3Dプリンターとは、あるデータをもとに樹脂や金属などの物質を一層一層積み重ねながら、立体物として印刷(作成)するものです。
従来のプリンターと呼ばれているものは、あくまで紙やCDの表面などにインクを出し、文字などを印刷(2D)するものでした。しかし3Dプリンターは、さまざまな方式で材料を積み重ねることで立体化(3D)させることができます。
現在では3Dプリンターの技術を使って、生きた細胞を使い小さな組織を作ることも、24時間以内に家を丸ごと作ることも可能になり、その技術は世界各国で注目されています。
3Dプリンターとブロックチェーンでジャストインタイム生産を実現
3Dプリンターの革新的な技術をブロックチェーンでつなぎ、ジャストインタイム生産が可能な分散型製造工場を作ろうとしているのが、イタリア トリノ工科大学からスピンオフしたスタートアップ企業「ポリトロニカ」です。
このジャストインタイムとは「必要なものを、必要なときに、必要な数だけつくる」という発想のシステムです。ポリトロニカ社が展開する「ネットワーク ロボット ワークフォース」というネットワークは、ブロックチェーン技術を用いたプラットフォームです。
『3Dプリンター×ブロックチェーン』は、従来の製造業における納期や生産コストを改善するものとして期待されています。
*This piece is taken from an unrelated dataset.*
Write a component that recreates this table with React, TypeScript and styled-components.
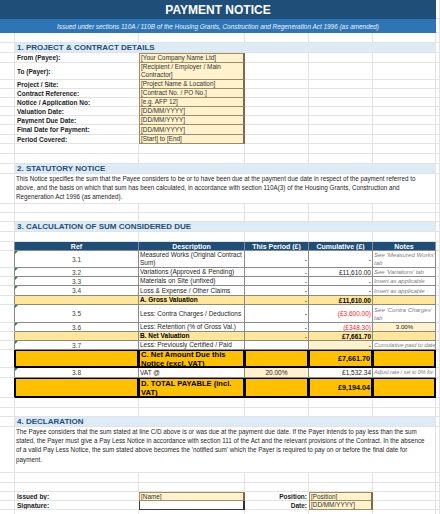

3Dプリンターの印刷は、設計から素材選定、スキャン、印刷まで何段階ものプロセスが存在し、それぞれが複雑に関係しています。このプロセスをブロックチェーン技術によって管理することができます。ブロックチェーンで管理することで、生産状況をリアルタイムに確認、管理することができ、人的コストの削減が見込めます。また、設計や製造に関する機密情報もブロックチェーンによって安全に保護することができます。さらに3Dプリンターによって、生産スピードも向上できます。
このポリトロニカ社はそれに加えて、100台の3Dプリンターのネットワークを管理し、ブロックチェーン上に部品や製品情報を記録し、共有・転送・追跡を容易にしています。
3Dプリンター業界とブロックチェーン技術の将来性
ポリトロニカ社が開発した『3Dプリンター×ブロックチェーン』の仕組みは、製造業の成長やコスト削減に貢献しています。
3Dプリンターにブロックチェーン技術を導入することへの関心は高まり、米海軍でさえデータ転送にブロックチェーン技術の採用を検討しているとされています。ポリトロニカ社はイタリアでビジネスモデルを確立し、将来は世界に向けてビジネスを広げたいと考えています。
3Dプリンターとブロックチェーンを組み合わせることで、ジャストインタイムのスピーディーな生産ができ、管理や生産にまつわるコストを削減、設計や生産に関する情報を安全に保護することができます。
3Dプリンターは目覚ましい発達をしていて、より高精度でスピーディーな生産(印刷)が可能になっています。ブロックチェーンを活用すれば、不正や改ざんを防止しながら、製造業の生産効率をさらに高めることができるでしょう。